Task: Below is a listing to transcribe in full and exactly; keep the pictures out.

Raw data:
>>>
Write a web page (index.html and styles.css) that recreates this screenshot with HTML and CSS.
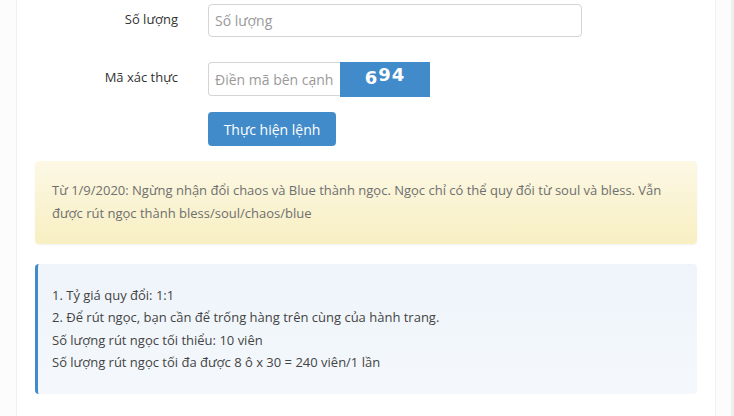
FILE: index.html
```html
<!DOCTYPE html>
<html lang="vi">
<head>
    <meta charset="UTF-8">
    <meta name="viewport" content="width=device-width, initial-scale=1.0">
    <title>Rút ngọc</title>
    <link rel="stylesheet" href="styles.css">
</head>
<body>

    <div class="page">
        <div class="card">

            <form class="form" action="#" method="POST">
                <div class="form-row">
                    <label class="form-label" for="quantity">Số lượng</label>
                    <input class="form-input qty" type="text" id="quantity" name="quantity" placeholder="Số lượng">
                </div>

                <div class="form-row captcha-row">
                    <label class="form-label" for="captcha">Mã xác thực</label>
                    <div class="captcha-group">
                        <input class="form-input captcha-input" type="text" id="captcha" name="captcha" placeholder="Điền mã bên cạnh">
                        <div class="captcha-img"><span class="d-low">6</span><span class="d-high">94</span></div>
                    </div>
                </div>

                <div class="form-row button-row">
                    <span class="form-label"></span>
                    <button class="btn" type="submit">Thực hiện lệnh</button>
                </div>
            </form>

            <div class="alert alert-warning">
                Từ 1/9/2020: Ngừng nhận đổi chaos và Blue thành ngọc. Ngọc chỉ có thể quy đổi từ soul và bless. Vẫn được rút ngọc thành bless/soul/chaos/blue
            </div>

            <div class="note">
                1. Tỷ giá quy đổi: 1:1<br>
                2. Để rút ngọc, bạn cần để trống hàng trên cùng của hành trang.<br>
                Số lượng rút ngọc tối thiểu: 10 viên<br>
                Số lượng rút ngọc tối đa được 8 ô x 30 = 240 viên/1 lần
            </div>

        </div>
    </div>

</body>
</html>
```

FILE: styles.css
```css
body {
    margin: 0;
    font-family: "Open Sans", Arial, sans-serif;
    font-size: 13px;
    color: #333;
    background: #fcfcfc;
}

.page {
    padding: 0 15px 0 16px;
    border-right: 3px solid #efefef;
    height: 416px;
    overflow: hidden;
}

.card {
    background: #fff;
    border-left: 1px solid #f0f0f0;
    border-right: 1px solid #f0f0f0;
    padding: 4px 18px 24px 18px;
    height: 100%;
    box-sizing: border-box;
}

.form-row {
    display: flex;
    align-items: flex-start;
}

.form-label {
    width: 143px;
    margin-right: 30px;
    padding-top: 5px;
    line-height: 20px;
    text-align: right;
    color: #333;
    flex-shrink: 0;
}

.form-input {
    height: 33px;
    padding: 0 6px;
    border: 1px solid #d5d5d5;
    border-radius: 4px;
    box-sizing: border-box;
    font-family: "Open Sans", Arial, sans-serif;
    font-size: 14px;
    color: #555;
    outline: none;
}

.form-input::placeholder {
    color: #999;
}

.qty {
    width: 374px;
}

.captcha-row {
    margin-top: 25px;
}

.captcha-group {
    display: flex;
    align-items: flex-start;
}

.captcha-input {
    width: 132px;
    height: 34px;
    border-right: none;
    border-radius: 4px 0 0 4px;
}

.captcha-img {
    width: 90px;
    height: 35px;
    background: #428bca;
    color: #fff;
    font-family: "DejaVu Sans", sans-serif;
    font-weight: bold;
    font-size: 18px;
    text-align: center;
    line-height: 26px;
    letter-spacing: 1px;
}

.d-low {
    vertical-align: -2px;
}

.d-high {
    vertical-align: 1px;
}

.button-row {
    margin-top: 15px;
}

.btn {
    width: 128px;
    height: 34px;
    background: #428bca;
    color: #fff;
    border: none;
    border-radius: 4px;
    font-family: "Open Sans", Arial, sans-serif;
    font-size: 14px;
    cursor: pointer;
    padding: 0;
}

.alert {
    margin-top: 15px;
    padding: 18px 17px 19px 17px;
    line-height: 23px;
    border-radius: 4px;
    color: #6f6f6f;
}

.alert-warning {
    background: linear-gradient(to bottom, #fcf8e5 0%, #f8efc2 100%);
    box-shadow: 0 1px 2px rgba(0, 0, 0, 0.05);
}

.note {
    margin-top: 20px;
    padding: 20px 14px 21px 14px;
    line-height: 22.3px;
    border-left: 3px solid #428bca;
    border-radius: 4px;
    background: linear-gradient(to bottom, #eef4fa 0%, #f4f8fc 100%);
    color: #444;
}
```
<<<
The reply:
Write a web page (index.html and styles.css) that recreates this screenshot with HTML and CSS.
FILE: index.html
```html
<!DOCTYPE html>
<html lang="vi">
<head>
    <meta charset="UTF-8">
    <meta name="viewport" content="width=device-width, initial-scale=1.0">
    <title>Rút ngọc</title>
    <link rel="stylesheet" href="styles.css">
</head>
<body>

    <div class="page">
        <div class="card">

            <form class="form" action="#" method="POST">
                <div class="form-row">
                    <label class="form-label" for="quantity">Số lượng</label>
                    <input class="form-input qty" type="text" id="quantity" name="quantity" placeholder="Số lượng">
                </div>

                <div class="form-row captcha-row">
                    <label class="form-label" for="captcha">Mã xác thực</label>
                    <div class="captcha-group">
                        <input class="form-input captcha-input" type="text" id="captcha" name="captcha" placeholder="Điền mã bên cạnh">
                        <div class="captcha-img"><span class="d-low">6</span><span class="d-high">94</span></div>
                    </div>
                </div>

                <div class="form-row button-row">
                    <span class="form-label"></span>
                    <button class="btn" type="submit">Thực hiện lệnh</button>
                </div>
            </form>

            <div class="alert alert-warning">
                Từ 1/9/2020: Ngừng nhận đổi chaos và Blue thành ngọc. Ngọc chỉ có thể quy đổi từ soul và bless. Vẫn được rút ngọc thành bless/soul/chaos/blue
            </div>

            <div class="note">
                1. Tỷ giá quy đổi: 1:1<br>
                2. Để rút ngọc, bạn cần để trống hàng trên cùng của hành trang.<br>
                Số lượng rút ngọc tối thiểu: 10 viên<br>
                Số lượng rút ngọc tối đa được 8 ô x 30 = 240 viên/1 lần
            </div>

        </div>
    </div>

</body>
</html>
```

FILE: styles.css
```css
body {
    margin: 0;
    font-family: "Open Sans", Arial, sans-serif;
    font-size: 13px;
    color: #333;
    background: #fcfcfc;
}

.page {
    padding: 0 15px 0 16px;
    border-right: 3px solid #efefef;
    height: 416px;
    overflow: hidden;
}

.card {
    background: #fff;
    border-left: 1px solid #f0f0f0;
    border-right: 1px solid #f0f0f0;
    padding: 4px 18px 24px 18px;
    height: 100%;
    box-sizing: border-box;
}

.form-row {
    display: flex;
    align-items: flex-start;
}

.form-label {
    width: 143px;
    margin-right: 30px;
    padding-top: 5px;
    line-height: 20px;
    text-align: right;
    color: #333;
    flex-shrink: 0;
}

.form-input {
    height: 33px;
    padding: 0 6px;
    border: 1px solid #d5d5d5;
    border-radius: 4px;
    box-sizing: border-box;
    font-family: "Open Sans", Arial, sans-serif;
    font-size: 14px;
    color: #555;
    outline: none;
}

.form-input::placeholder {
    color: #999;
}

.qty {
    width: 374px;
}

.captcha-row {
    margin-top: 25px;
}

.captcha-group {
    display: flex;
    align-items: flex-start;
}

.captcha-input {
    width: 132px;
    height: 34px;
    border-right: none;
    border-radius: 4px 0 0 4px;
}

.captcha-img {
    width: 90px;
    height: 35px;
    background: #428bca;
    color: #fff;
    font-family: "DejaVu Sans", sans-serif;
    font-weight: bold;
    font-size: 18px;
    text-align: center;
    line-height: 26px;
    letter-spacing: 1px;
}

.d-low {
    vertical-align: -2px;
}

.d-high {
    vertical-align: 1px;
}

.button-row {
    margin-top: 15px;
}

.btn {
    width: 128px;
    height: 34px;
    background: #428bca;
    color: #fff;
    border: none;
    border-radius: 4px;
    font-family: "Open Sans", Arial, sans-serif;
    font-size: 14px;
    cursor: pointer;
    padding: 0;
}

.alert {
    margin-top: 15px;
    padding: 18px 17px 19px 17px;
    line-height: 23px;
    border-radius: 4px;
    color: #6f6f6f;
}

.alert-warning {
    background: linear-gradient(to bottom, #fcf8e5 0%, #f8efc2 100%);
    box-shadow: 0 1px 2px rgba(0, 0, 0, 0.05);
}

.note {
    margin-top: 20px;
    padding: 20px 14px 21px 14px;
    line-height: 22.3px;
    border-left: 3px solid #428bca;
    border-radius: 4px;
    background: linear-gradient(to bottom, #eef4fa 0%, #f4f8fc 100%);
    color: #444;
}
```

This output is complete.